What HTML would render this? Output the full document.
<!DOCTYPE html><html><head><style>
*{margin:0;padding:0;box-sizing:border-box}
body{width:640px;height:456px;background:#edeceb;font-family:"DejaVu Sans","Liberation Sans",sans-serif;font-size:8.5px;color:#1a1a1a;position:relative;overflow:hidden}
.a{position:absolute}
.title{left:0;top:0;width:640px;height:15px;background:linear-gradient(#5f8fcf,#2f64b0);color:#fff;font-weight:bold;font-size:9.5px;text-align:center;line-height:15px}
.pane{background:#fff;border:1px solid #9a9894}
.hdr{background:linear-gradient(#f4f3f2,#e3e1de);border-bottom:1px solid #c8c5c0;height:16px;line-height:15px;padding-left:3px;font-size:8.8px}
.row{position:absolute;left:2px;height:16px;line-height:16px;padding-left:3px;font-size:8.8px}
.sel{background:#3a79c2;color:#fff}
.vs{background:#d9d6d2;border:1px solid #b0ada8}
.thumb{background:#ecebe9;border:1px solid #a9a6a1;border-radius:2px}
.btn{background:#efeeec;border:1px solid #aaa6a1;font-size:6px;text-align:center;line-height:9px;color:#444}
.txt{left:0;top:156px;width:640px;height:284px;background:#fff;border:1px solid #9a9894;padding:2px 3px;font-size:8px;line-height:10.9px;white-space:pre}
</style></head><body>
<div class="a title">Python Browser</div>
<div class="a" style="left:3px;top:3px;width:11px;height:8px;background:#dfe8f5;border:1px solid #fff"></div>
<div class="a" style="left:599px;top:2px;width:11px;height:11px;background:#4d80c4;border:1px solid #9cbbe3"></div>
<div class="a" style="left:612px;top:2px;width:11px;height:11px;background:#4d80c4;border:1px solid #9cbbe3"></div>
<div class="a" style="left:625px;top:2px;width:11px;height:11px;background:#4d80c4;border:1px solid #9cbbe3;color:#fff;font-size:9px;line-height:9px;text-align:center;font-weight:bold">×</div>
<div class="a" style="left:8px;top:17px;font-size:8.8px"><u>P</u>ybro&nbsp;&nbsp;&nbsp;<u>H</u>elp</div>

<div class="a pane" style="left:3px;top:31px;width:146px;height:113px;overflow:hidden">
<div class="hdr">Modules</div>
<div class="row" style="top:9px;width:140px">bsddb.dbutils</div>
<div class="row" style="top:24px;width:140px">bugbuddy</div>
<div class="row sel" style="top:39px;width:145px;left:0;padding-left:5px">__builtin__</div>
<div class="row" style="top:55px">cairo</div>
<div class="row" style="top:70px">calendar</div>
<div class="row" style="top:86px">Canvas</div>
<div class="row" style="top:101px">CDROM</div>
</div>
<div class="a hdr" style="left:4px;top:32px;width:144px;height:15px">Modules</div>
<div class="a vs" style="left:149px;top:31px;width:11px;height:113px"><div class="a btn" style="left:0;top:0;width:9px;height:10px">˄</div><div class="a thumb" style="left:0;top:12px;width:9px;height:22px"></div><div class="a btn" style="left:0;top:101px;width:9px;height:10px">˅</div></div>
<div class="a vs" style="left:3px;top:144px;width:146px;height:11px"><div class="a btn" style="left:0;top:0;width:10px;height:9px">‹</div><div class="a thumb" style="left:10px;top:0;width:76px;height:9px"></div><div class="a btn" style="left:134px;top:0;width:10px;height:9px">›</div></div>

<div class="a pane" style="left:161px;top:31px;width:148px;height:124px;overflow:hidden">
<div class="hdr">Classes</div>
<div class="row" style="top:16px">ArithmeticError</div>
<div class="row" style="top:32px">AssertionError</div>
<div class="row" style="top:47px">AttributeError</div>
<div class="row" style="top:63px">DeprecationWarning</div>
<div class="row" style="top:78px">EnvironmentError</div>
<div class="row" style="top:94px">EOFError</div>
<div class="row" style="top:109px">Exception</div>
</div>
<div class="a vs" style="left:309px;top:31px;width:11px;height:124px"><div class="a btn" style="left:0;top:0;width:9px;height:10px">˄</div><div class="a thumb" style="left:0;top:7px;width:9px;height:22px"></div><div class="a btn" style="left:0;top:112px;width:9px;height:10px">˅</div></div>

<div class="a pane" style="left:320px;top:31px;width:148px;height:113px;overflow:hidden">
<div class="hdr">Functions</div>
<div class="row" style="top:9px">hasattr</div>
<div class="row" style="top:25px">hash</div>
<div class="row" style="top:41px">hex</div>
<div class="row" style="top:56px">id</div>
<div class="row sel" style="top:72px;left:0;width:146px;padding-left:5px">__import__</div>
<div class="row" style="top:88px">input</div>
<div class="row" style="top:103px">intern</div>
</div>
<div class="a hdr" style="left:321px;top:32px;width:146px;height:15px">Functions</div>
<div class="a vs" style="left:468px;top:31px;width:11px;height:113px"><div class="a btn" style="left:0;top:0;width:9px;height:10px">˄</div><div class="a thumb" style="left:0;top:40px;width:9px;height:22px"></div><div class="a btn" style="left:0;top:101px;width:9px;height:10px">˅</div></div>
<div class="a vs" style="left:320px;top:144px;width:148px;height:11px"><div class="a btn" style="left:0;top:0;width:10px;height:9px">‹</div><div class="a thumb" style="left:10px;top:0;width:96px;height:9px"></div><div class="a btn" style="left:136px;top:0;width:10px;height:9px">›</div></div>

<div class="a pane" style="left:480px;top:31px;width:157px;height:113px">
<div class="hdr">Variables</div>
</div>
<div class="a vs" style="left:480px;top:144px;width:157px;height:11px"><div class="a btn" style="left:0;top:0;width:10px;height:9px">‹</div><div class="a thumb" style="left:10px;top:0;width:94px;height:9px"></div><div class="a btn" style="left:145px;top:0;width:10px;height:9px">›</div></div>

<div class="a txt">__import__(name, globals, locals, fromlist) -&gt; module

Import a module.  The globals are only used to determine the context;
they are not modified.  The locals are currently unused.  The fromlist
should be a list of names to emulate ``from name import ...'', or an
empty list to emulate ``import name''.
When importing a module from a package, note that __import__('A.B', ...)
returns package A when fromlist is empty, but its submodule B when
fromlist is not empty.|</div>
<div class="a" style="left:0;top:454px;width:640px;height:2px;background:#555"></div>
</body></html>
※
_THE EXERCISE:_
Write out the whole listing again. Match it word for word.

_SOLUTION:_
What HTML would render this? Output the full document.
<!DOCTYPE html><html><head><style>
*{margin:0;padding:0;box-sizing:border-box}
body{width:640px;height:456px;background:#edeceb;font-family:"DejaVu Sans","Liberation Sans",sans-serif;font-size:8.5px;color:#1a1a1a;position:relative;overflow:hidden}
.a{position:absolute}
.title{left:0;top:0;width:640px;height:15px;background:linear-gradient(#5f8fcf,#2f64b0);color:#fff;font-weight:bold;font-size:9.5px;text-align:center;line-height:15px}
.pane{background:#fff;border:1px solid #9a9894}
.hdr{background:linear-gradient(#f4f3f2,#e3e1de);border-bottom:1px solid #c8c5c0;height:16px;line-height:15px;padding-left:3px;font-size:8.8px}
.row{position:absolute;left:2px;height:16px;line-height:16px;padding-left:3px;font-size:8.8px}
.sel{background:#3a79c2;color:#fff}
.vs{background:#d9d6d2;border:1px solid #b0ada8}
.thumb{background:#ecebe9;border:1px solid #a9a6a1;border-radius:2px}
.btn{background:#efeeec;border:1px solid #aaa6a1;font-size:6px;text-align:center;line-height:9px;color:#444}
.txt{left:0;top:156px;width:640px;height:284px;background:#fff;border:1px solid #9a9894;padding:2px 3px;font-size:8px;line-height:10.9px;white-space:pre}
</style></head><body>
<div class="a title">Python Browser</div>
<div class="a" style="left:3px;top:3px;width:11px;height:8px;background:#dfe8f5;border:1px solid #fff"></div>
<div class="a" style="left:599px;top:2px;width:11px;height:11px;background:#4d80c4;border:1px solid #9cbbe3"></div>
<div class="a" style="left:612px;top:2px;width:11px;height:11px;background:#4d80c4;border:1px solid #9cbbe3"></div>
<div class="a" style="left:625px;top:2px;width:11px;height:11px;background:#4d80c4;border:1px solid #9cbbe3;color:#fff;font-size:9px;line-height:9px;text-align:center;font-weight:bold">×</div>
<div class="a" style="left:8px;top:17px;font-size:8.8px"><u>P</u>ybro&nbsp;&nbsp;&nbsp;<u>H</u>elp</div>

<div class="a pane" style="left:3px;top:31px;width:146px;height:113px;overflow:hidden">
<div class="hdr">Modules</div>
<div class="row" style="top:9px;width:140px">bsddb.dbutils</div>
<div class="row" style="top:24px;width:140px">bugbuddy</div>
<div class="row sel" style="top:39px;width:145px;left:0;padding-left:5px">__builtin__</div>
<div class="row" style="top:55px">cairo</div>
<div class="row" style="top:70px">calendar</div>
<div class="row" style="top:86px">Canvas</div>
<div class="row" style="top:101px">CDROM</div>
</div>
<div class="a hdr" style="left:4px;top:32px;width:144px;height:15px">Modules</div>
<div class="a vs" style="left:149px;top:31px;width:11px;height:113px"><div class="a btn" style="left:0;top:0;width:9px;height:10px">˄</div><div class="a thumb" style="left:0;top:12px;width:9px;height:22px"></div><div class="a btn" style="left:0;top:101px;width:9px;height:10px">˅</div></div>
<div class="a vs" style="left:3px;top:144px;width:146px;height:11px"><div class="a btn" style="left:0;top:0;width:10px;height:9px">‹</div><div class="a thumb" style="left:10px;top:0;width:76px;height:9px"></div><div class="a btn" style="left:134px;top:0;width:10px;height:9px">›</div></div>

<div class="a pane" style="left:161px;top:31px;width:148px;height:124px;overflow:hidden">
<div class="hdr">Classes</div>
<div class="row" style="top:16px">ArithmeticError</div>
<div class="row" style="top:32px">AssertionError</div>
<div class="row" style="top:47px">AttributeError</div>
<div class="row" style="top:63px">DeprecationWarning</div>
<div class="row" style="top:78px">EnvironmentError</div>
<div class="row" style="top:94px">EOFError</div>
<div class="row" style="top:109px">Exception</div>
</div>
<div class="a vs" style="left:309px;top:31px;width:11px;height:124px"><div class="a btn" style="left:0;top:0;width:9px;height:10px">˄</div><div class="a thumb" style="left:0;top:7px;width:9px;height:22px"></div><div class="a btn" style="left:0;top:112px;width:9px;height:10px">˅</div></div>

<div class="a pane" style="left:320px;top:31px;width:148px;height:113px;overflow:hidden">
<div class="hdr">Functions</div>
<div class="row" style="top:9px">hasattr</div>
<div class="row" style="top:25px">hash</div>
<div class="row" style="top:41px">hex</div>
<div class="row" style="top:56px">id</div>
<div class="row sel" style="top:72px;left:0;width:146px;padding-left:5px">__import__</div>
<div class="row" style="top:88px">input</div>
<div class="row" style="top:103px">intern</div>
</div>
<div class="a hdr" style="left:321px;top:32px;width:146px;height:15px">Functions</div>
<div class="a vs" style="left:468px;top:31px;width:11px;height:113px"><div class="a btn" style="left:0;top:0;width:9px;height:10px">˄</div><div class="a thumb" style="left:0;top:40px;width:9px;height:22px"></div><div class="a btn" style="left:0;top:101px;width:9px;height:10px">˅</div></div>
<div class="a vs" style="left:320px;top:144px;width:148px;height:11px"><div class="a btn" style="left:0;top:0;width:10px;height:9px">‹</div><div class="a thumb" style="left:10px;top:0;width:96px;height:9px"></div><div class="a btn" style="left:136px;top:0;width:10px;height:9px">›</div></div>

<div class="a pane" style="left:480px;top:31px;width:157px;height:113px">
<div class="hdr">Variables</div>
</div>
<div class="a vs" style="left:480px;top:144px;width:157px;height:11px"><div class="a btn" style="left:0;top:0;width:10px;height:9px">‹</div><div class="a thumb" style="left:10px;top:0;width:94px;height:9px"></div><div class="a btn" style="left:145px;top:0;width:10px;height:9px">›</div></div>

<div class="a txt">__import__(name, globals, locals, fromlist) -&gt; module

Import a module.  The globals are only used to determine the context;
they are not modified.  The locals are currently unused.  The fromlist
should be a list of names to emulate ``from name import ...'', or an
empty list to emulate ``import name''.
When importing a module from a package, note that __import__('A.B', ...)
returns package A when fromlist is empty, but its submodule B when
fromlist is not empty.|</div>
<div class="a" style="left:0;top:454px;width:640px;height:2px;background:#555"></div>
</body></html>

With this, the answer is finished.